Task to complete - In the records below, find each line with the word "full" and copy it.

<<<<

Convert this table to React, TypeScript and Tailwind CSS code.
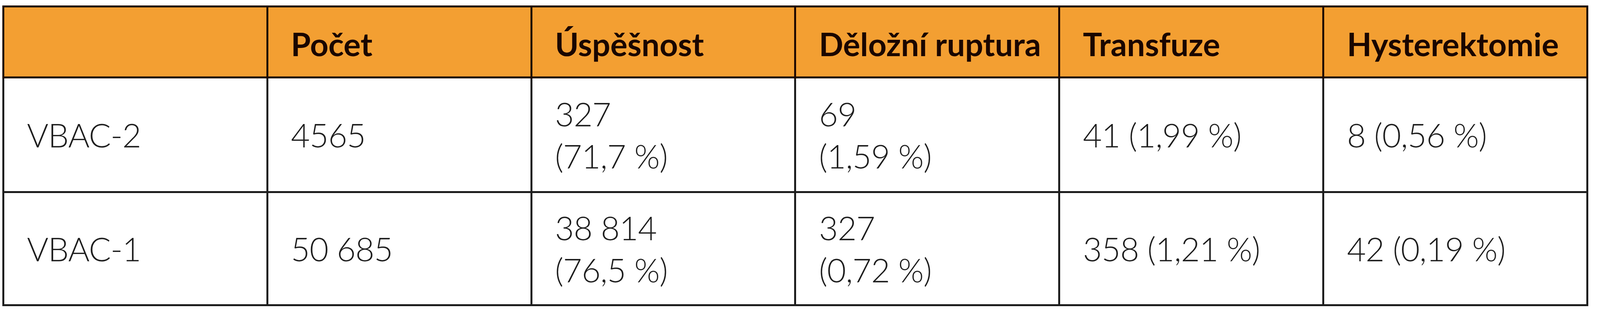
const headers = ['', 'Počet', 'Úspěšnost', 'Děložní ruptura', 'Transfuze', 'Hysterektomie'];

const rows: string[][][] = [
  [['VBAC-2'], ['4565'], ['327', '(71,7 %)'], ['69', '(1,59 %)'], ['41 (1,99 %)'], ['8 (0,56 %)']],
  [['VBAC-1'], ['50 685'], ['38 814', '(76,5 %)'], ['327', '(0,72 %)'], ['358 (1,21 %)'], ['42 (0,19 %)']],
];

export default function App() {
  return (
    <div className="w-full h-[800px] bg-white pt-[14px]" style={{ fontFamily: 'Lato, "Noto Sans", sans-serif' }}>
      <table className="ml-[6px] w-[calc(100%-36px)] table-fixed border-collapse">
        <thead>
          <tr>
            {headers.map((h, i) => (
              <th
                key={i}
                className="h-[182px] border-[5px] border-[#1f0900] bg-[#f39f32] pl-[58px] pt-[8px] text-left align-middle text-[82px] font-bold leading-none text-[#1a0600]"
              >
                {h}
              </th>
            ))}
          </tr>
        </thead>
        <tbody>
          {rows.map((row, r) => (
            <tr key={r}>
              {row.map((cell, c) => (
                <td
                  key={c}
                  className={`${r === 0 ? 'h-[294px]' : 'h-[290px]'} border-[5px] border-[#1c1c1c] pl-[58px] align-middle text-[84px] font-light leading-[108px] tracking-[-1px] text-[#1e1e1e]`}
                >
                  {cell.map((line, k) => (
                    <div key={k}>{line}</div>
                  ))}
                </td>
              ))}
            </tr>
          ))}
        </tbody>
      </table>
    </div>
  );
}
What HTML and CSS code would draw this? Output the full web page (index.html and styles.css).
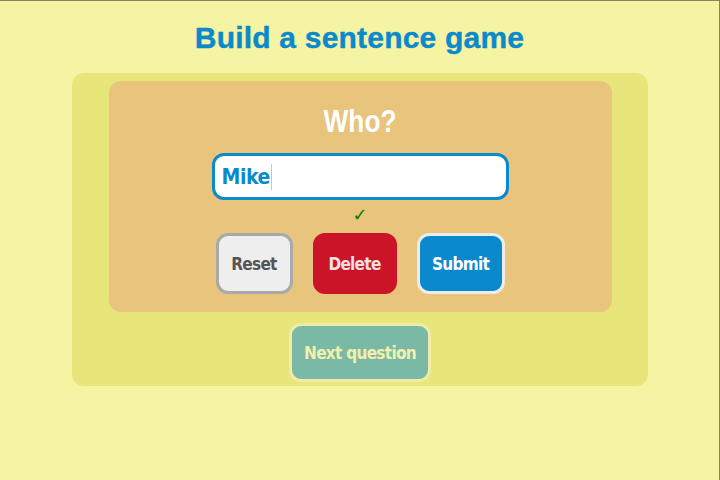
FILE: index.html
```html
<!DOCTYPE html>
<html>
<head>
<meta charset="utf-8">
<link rel="stylesheet" href="styles.css">
</head>
<body>
<div class="frame">
  <h1 class="title">Build a sentence game</h1>
  <div class="outer">
    <div class="inner">
      <div class="question">Who?</div>
      <div class="answer"><span class="typed">Mike</span><span class="caret"></span></div>
      <div class="check">✓</div>
      <div class="buttons">
        <button class="btn reset">Reset</button>
        <button class="btn delete">Delete</button>
        <button class="btn submit">Submit</button>
      </div>
    </div>
    <button class="btn next">Next question</button>
  </div>
</div>
</body>
</html>
```
FILE: styles.css
```css
html, body {
  margin: 0;
  padding: 0;
  width: 720px;
  height: 480px;
  overflow: hidden;
}
.frame {
  box-sizing: border-box;
  width: 720px;
  height: 480px;
  background: #f5f4a2;
  border-top: 1px solid #85856a;
  border-right: 1px solid #85856a;
  display: flex;
  flex-direction: column;
  align-items: center;
}
.title {
  margin: 19px 0 0 0;
  font-family: "Liberation Sans", Arial, sans-serif;
  font-weight: bold;
  font-size: 30px;
  line-height: 36px;
  color: #0a89cc;
  letter-spacing: 0.2px;
  -webkit-text-stroke: 0.4px #0a89cc;
}
.outer {
  margin-top: 17px;
  margin-left: 1px;
  width: 576px;
  height: 313px;
  box-sizing: border-box;
  background: #e8e67b;
  border-radius: 12px;
  padding-top: 8px;
  display: flex;
  flex-direction: column;
  align-items: center;
}
.inner {
  width: 503px;
  height: 231px;
  box-sizing: border-box;
  background: #e8c47d;
  border-radius: 12px;
  display: flex;
  flex-direction: column;
  align-items: center;
  padding-top: 23px;
}
.question {
  font-family: "Liberation Sans", Arial, sans-serif;
  font-weight: bold;
  font-size: 31px;
  line-height: 36px;
  color: #ffffff;
  transform: scaleX(0.85);
}
.answer {
  margin-top: 13px;
  width: 297px;
  height: 47px;
  box-sizing: border-box;
  background: #fff;
  border: 3px solid #0a89cc;
  border-radius: 12px;
  display: flex;
  align-items: center;
  padding-left: 7px;
}
.typed {
  font-family: "DejaVu Sans Condensed", "DejaVu Sans", sans-serif;
  font-weight: bold;
  font-size: 21px;
  letter-spacing: -0.4px;
  color: #0a89cc;
}
.caret {
  width: 1px;
  height: 26px;
  background: #aad0e8;
  margin-left: 1px;
}
.check {
  margin-top: 5px;
  font-family: "DejaVu Sans", sans-serif;
  font-size: 18px;
  line-height: 19px;
  color: #0a7a0a;
}
.buttons {
  margin-top: 9px;
  display: flex;
  gap: 20px;
}
.btn {
  box-sizing: border-box;
  height: 61px;
  border-radius: 12px;
  font-family: "DejaVu Sans Condensed", "DejaVu Sans", sans-serif;
  font-weight: bold;
  font-size: 17px;
  letter-spacing: -0.7px;
  padding: 0;
  border: 3px solid transparent;
}
.reset {
  width: 77px;
  background: #eeeeee;
  border-color: #a9a9a9;
  color: #555555;
}
.delete {
  width: 84px;
  background: #cc1428;
  border-color: #cc1428;
  color: #f3e0e0;
}
.submit {
  width: 88px;
  background: #0a89cc;
  border-color: #ececec;
  color: #ffffff;
}
.next {
  margin-top: 11px;
  width: 142px;
  height: 59px;
  background: #7ab9a5;
  border-color: #eeeca6;
  color: #f4f0ac;
}
```
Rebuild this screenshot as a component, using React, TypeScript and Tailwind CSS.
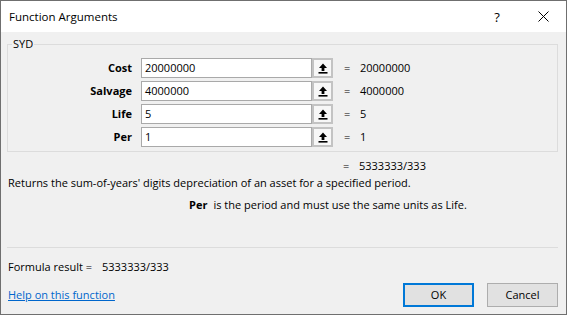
import React from "react";

const font = { fontFamily: '"Open Sans", "Noto Sans", sans-serif' };

function RefIcon() {
  return (
    <svg width="10" height="11" viewBox="0 0 10 11">
      <path d="M5 0.5 L1 5 H3.6 V8 H6.4 V5 H9 Z" fill="#000" />
      <rect x="0.5" y="9" width="9" height="1.6" fill="#000" />
    </svg>
  );
}

const args = [
  { name: "Cost", value: "20000000", result: "20000000" },
  { name: "Salvage", value: "4000000", result: "4000000" },
  { name: "Life", value: "5", result: "5" },
  { name: "Per", value: "1", result: "1" },
];

export default function App() {
  return (
    <div
      className="w-[567px] h-[315px] flex flex-col border border-[#6f6f6f] bg-[#f0f0f0] text-[11px] text-black leading-[16px] overflow-hidden"
      style={font}
    >
      {/* Title bar */}
      <div className="h-[31px] bg-white flex items-center pl-[8px] shrink-0">
        <span className="text-[11.5px]">Function Arguments</span>
        <span className="ml-auto w-[46px] h-[31px] flex items-center justify-center text-[13px]">?</span>
        <span className="w-[46px] h-[31px] flex items-center justify-center">
          <svg width="11" height="11" viewBox="0 0 11 11">
            <path d="M0.5 0.5 L10.5 10.5 M10.5 0.5 L0.5 10.5" stroke="#000" strokeWidth="1" />
          </svg>
        </span>
      </div>

      <div className="flex flex-col pl-[6px] pr-[8px] flex-1">
        {/* Group box */}
        <fieldset className="mt-[4px] border border-[#dcdcdc] pl-[4px] pr-0 pt-[6px] pb-[4px]">
          <legend className="px-[1px] leading-[16px]">SYD</legend>
          <div className="flex flex-col gap-[3px] -ml-[4px]">
            {args.map((a) => (
              <div key={a.name} className="flex items-center h-[20px]">
                <div className="w-[124px] text-right font-bold">{a.name}</div>
                <div className="ml-[9px] w-[171px] h-[20px] bg-white border border-[#a9a9a9] flex items-center pl-[3px]">
                  {a.value}
                </div>
                <div className="w-[21px] h-[20px] border-2 border-[#c3c3c3] bg-[#f7f7f7] flex items-center justify-center">
                  <RefIcon />
                </div>
                <div className="ml-[11px] w-[16px]">=</div>
                <div>{a.result}</div>
              </div>
            ))}
          </div>
        </fieldset>

        {/* Result */}
        <div className="flex mt-[6px] pl-[336px]">
          <span className="w-[16px]">=</span>
          <span>5333333/333</span>
        </div>
        <div className="mt-[1px] pl-[1px]">
          Returns the sum-of-years' digits depreciation of an asset for a specified period.
        </div>
        <div className="flex mt-[6px] pl-[182px] gap-[6px]">
          <span className="font-bold">Per</span>
          <span>is the period and must use the same units as Life.</span>
        </div>

        {/* Separator */}
        <div className="mt-auto border-t border-[#dcdcdc] mb-[11px]" />

        <div className="flex pl-[1px]">
          <span>Formula result =</span>
          <span className="ml-[10px]">5333333/333</span>
        </div>

        <div className="flex items-center mt-[8px] mb-[7px]">
          <span className="pl-[1px] text-[#0066cc] underline">Help on this function</span>
          <button className="ml-auto w-[71px] h-[24px] border-2 border-[#0078d7] bg-[#e1e1e1]">OK</button>
          <button className="ml-[13px] w-[71px] h-[24px] border border-[#adadad] bg-[#e1e1e1]">Cancel</button>
        </div>
      </div>
    </div>
  );
}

>>>>

Finished task -
    <div className="w-full h-[800px] bg-white pt-[14px]" style={{ fontFamily: 'Lato, "Noto Sans", sans-serif' }}>
What HTML and CSS code would draw this? Output the full web page (index.html and styles.css).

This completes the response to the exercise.